Sustainable fashion is a bit of an oxymoron in a way as the fashion industry itself is so excessive and unsustainable with fast fashion being a big contributor to waste and landfill. But for me, sustainable fashion means to create pieces slowly, not in excess, locally and from sustainable materials that will break down quickly at the garments’ end-of-life when they eventually have no use for anyone. I aim to create beautiful quality garments that can be passed down generations – I have one of my yiayia‘s (grandma’s) wool coats from the ‘50s that I wear all the time and it’s in perfect condition! Seventy years of wear to me is very sustainable – and I hope to pass this down again.
When did you know you wanted to get into fashion?
I knew from a young age; I always loved clothes and getting dressed up. I used to make all of my own clothes when I was younger – I had a collection of dresses that I had made and my sisters, friends and I would all pass them around and wear them to parties. During school holidays I would often be sewing outfits. I went to fashion uni straight from school.
I find inspiration strikes often when I am not searching for it. It might be a book I am reading and I get a good visual, a movie I have seen, a place I have travelled to or people I meet.
Why were you inspired to start your label and what continues to inspire you as a designer?
I really love the creative side of owning my own fashion label. I have the freedom to be creative and design what I like, I style all of my own photoshoots, and I have even started doing some of the photography. It’s really a multifaceted business. It can be difficult to find inspiration to keep coming up with good ideas – that are also wearable! I find inspiration strikes often when I am not searching for it. It might be a book I am reading and I get a good visual, a movie I have seen, a place I have travelled to or people I meet. I travelled to Greece for work recently and found the people and the scenery so inspiring, and a lot of my new collection is designed around this.
How do you incorporate sustainability/ethical practices within your brand?

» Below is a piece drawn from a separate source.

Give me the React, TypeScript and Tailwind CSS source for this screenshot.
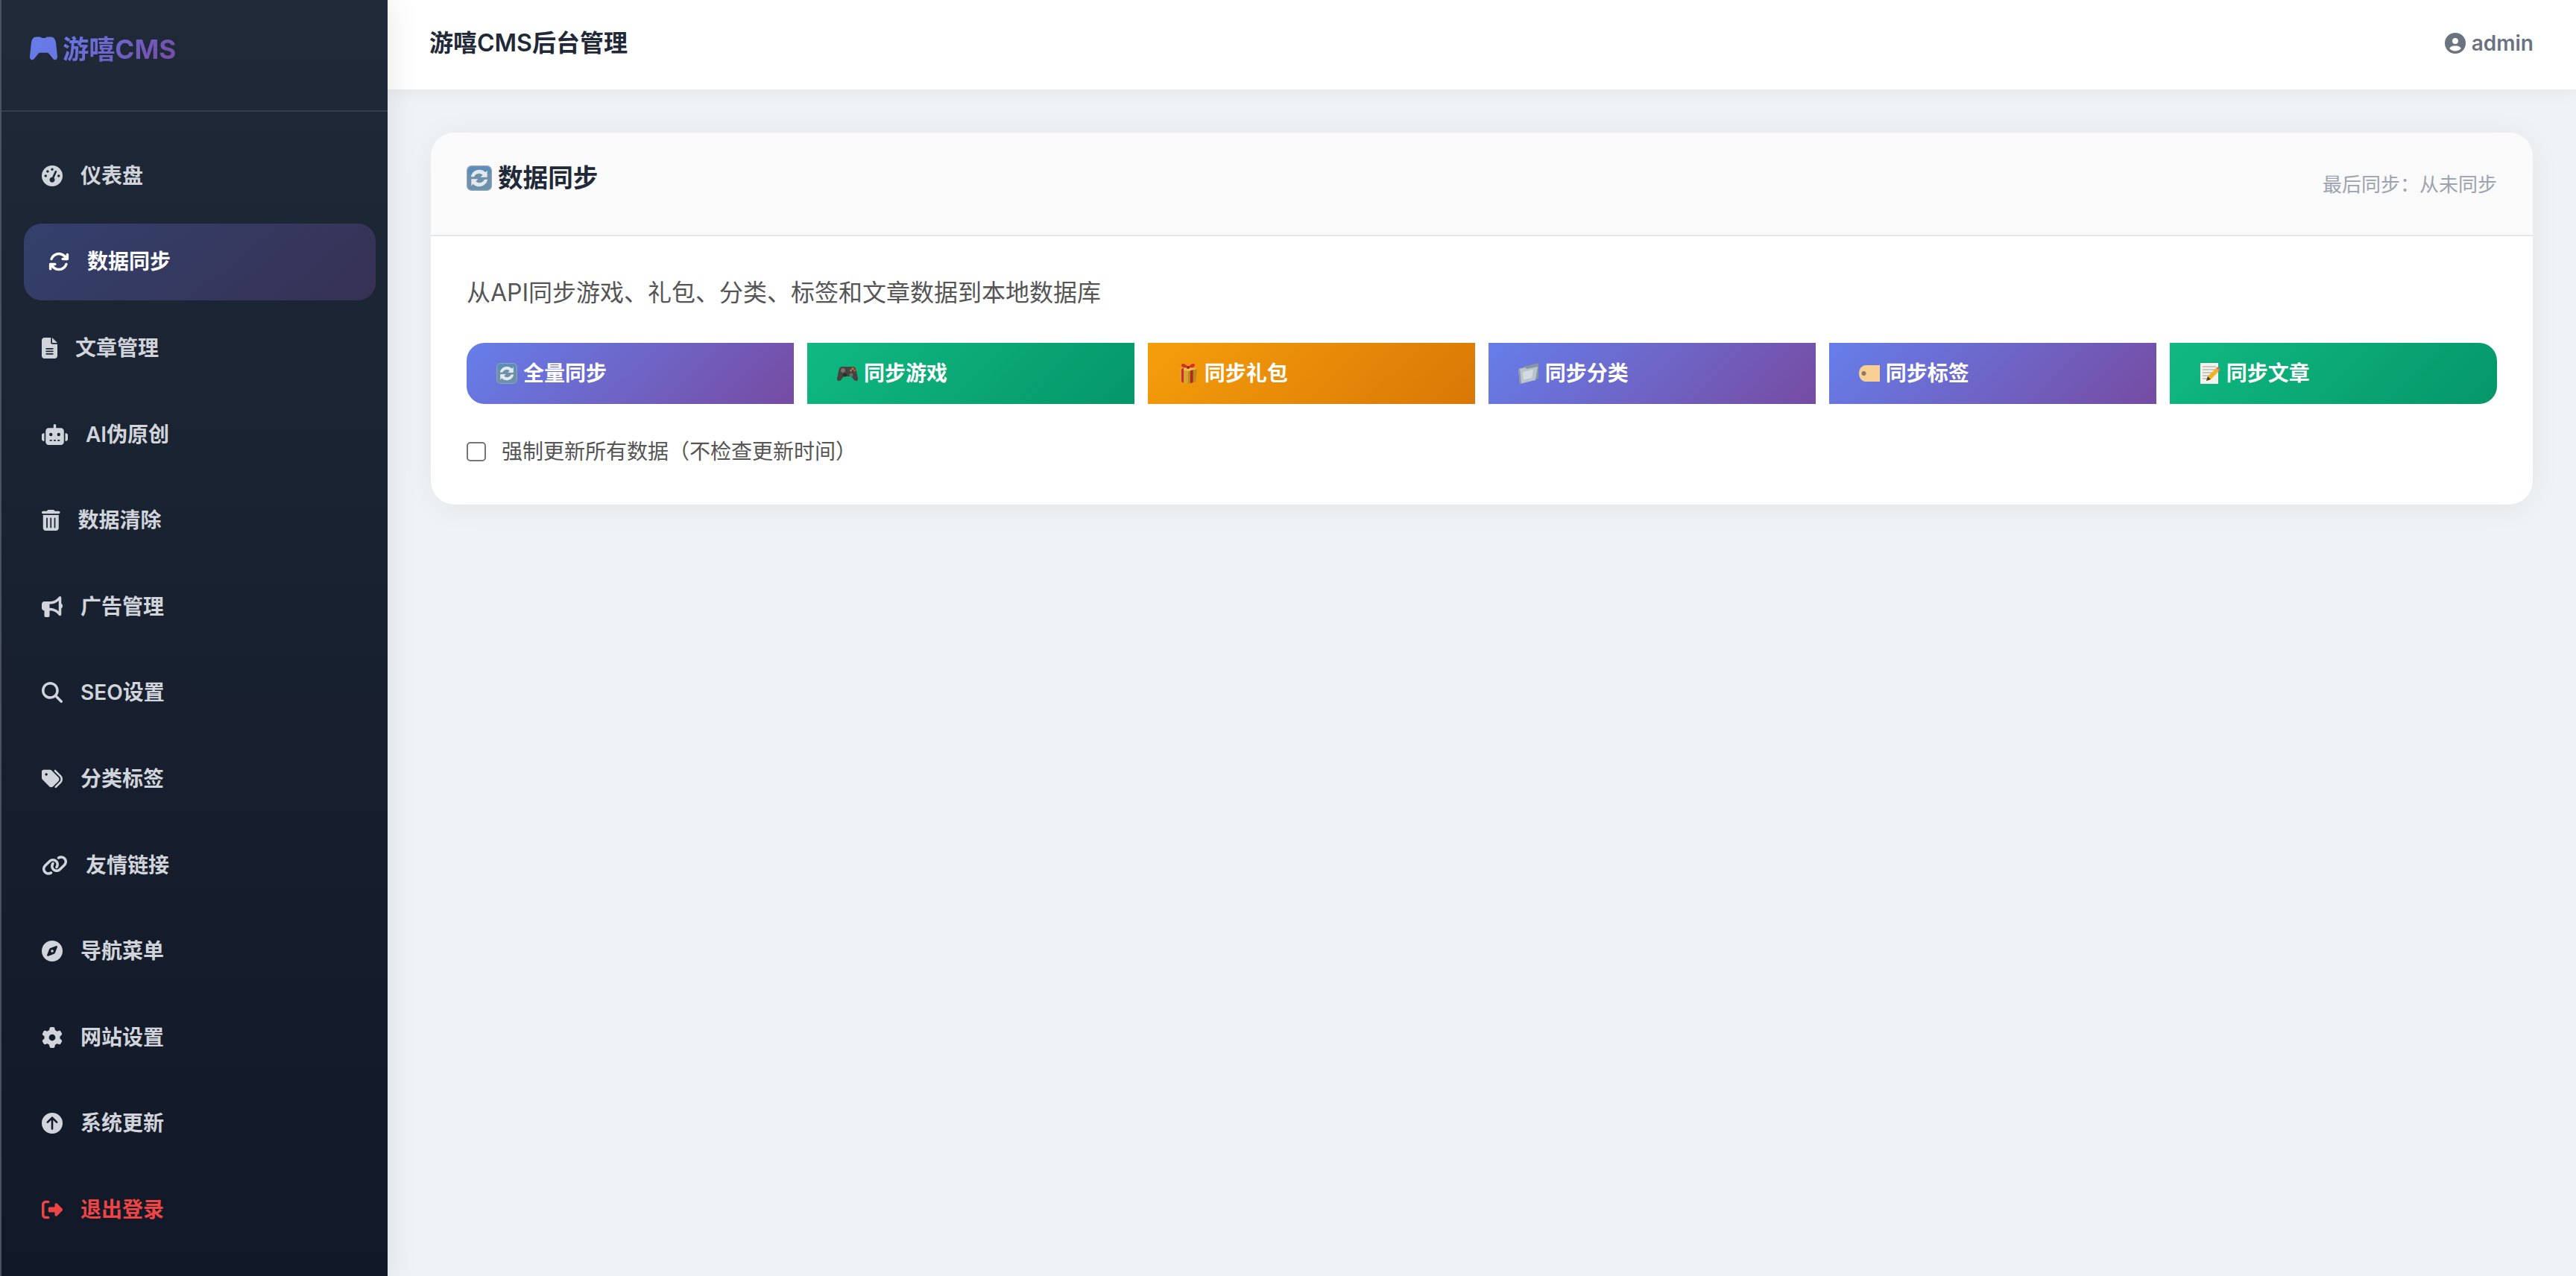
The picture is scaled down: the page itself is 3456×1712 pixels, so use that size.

I use only natural fibre fabrics, mainly linen and silk, deadstock fabrics and then recycled fabrics for my swimwear. These fabrics are considered to be more sustainable than other fabrics and use less water, chemicals or energy to create. Deadstock fabric is making use of fabric that is already out there in the world and keeping it from ending up in landfill. My swimwear fabric is all made from recycled nylon which is helping to clean up our oceans as a lot of the recycled plastic comes from the sea. I manufacture locally in really small runs and a lot of my garments start as made-to-order only. This means I can gauge consumer demand for different styles before I make them in a factory. I choose to make locally so I can be present in the factories and ensure working conditions are of a high standard. It is expensive to make locally but it’s worth it to have peace of mind. I also have the freedom to make a small number of garments whereas offshore there are often high order minimums which creates a fast-fashion environment of making more and selling more at a cheaper price.
READ MORE: Nice Rack! Karishma Kasabia Felt Unseen by the Fashion World… So She Started Her Own Label
Tell us about any standout moments in your career…
A standout moment is happening right now actually! Melbourne Fashion Week has asked me to be involved in the festival this year. We are hosting an event on sustainability and fashion, it’s called A Sustainable Fashion Journey and is being held on Thursday 13 October. Being invited to be part of M/FW is so exciting and something I am really proud of. It’s great to be recognised by M/FW and really amazing to be part of the festivities this year! I am hoping it’s the first year of many. Tickets to our event can be found on the M/FW website or the Baaby website, they are $10 and $5 from each ticket is going to charity!
What are your favourite Baaby pieces to wear?
In the summertime, I live in my terry towelling outfits. They are so comfortable and made from 100% cotton so nice and breathable. I also love to team a Baaby top with a pair of vintage jeans or some Baaby trousers. This summer I have some really fun new swimwear coming out so I daresay I’ll be spending a lot of time in that!
Who are a few of your favourite local designers?
I am usually wearing Baaby or something vintage from an op-shop, but for my photoshoots, I love to team up with Post Sole Studio; they have amazing Melbourne-made shoes!
What do you think needs to change in the Australian fashion landscape?
I think we need more support for local and sustainable designers, and I think that there should be regulations on sustainability for Australian-owned businesses including shops and big online retailers. Certain requirements that Australian brands have to meet – 50% of fabrics used are sustainable, no plastic packaging, for example. Things like this could really make a difference on a larger scale!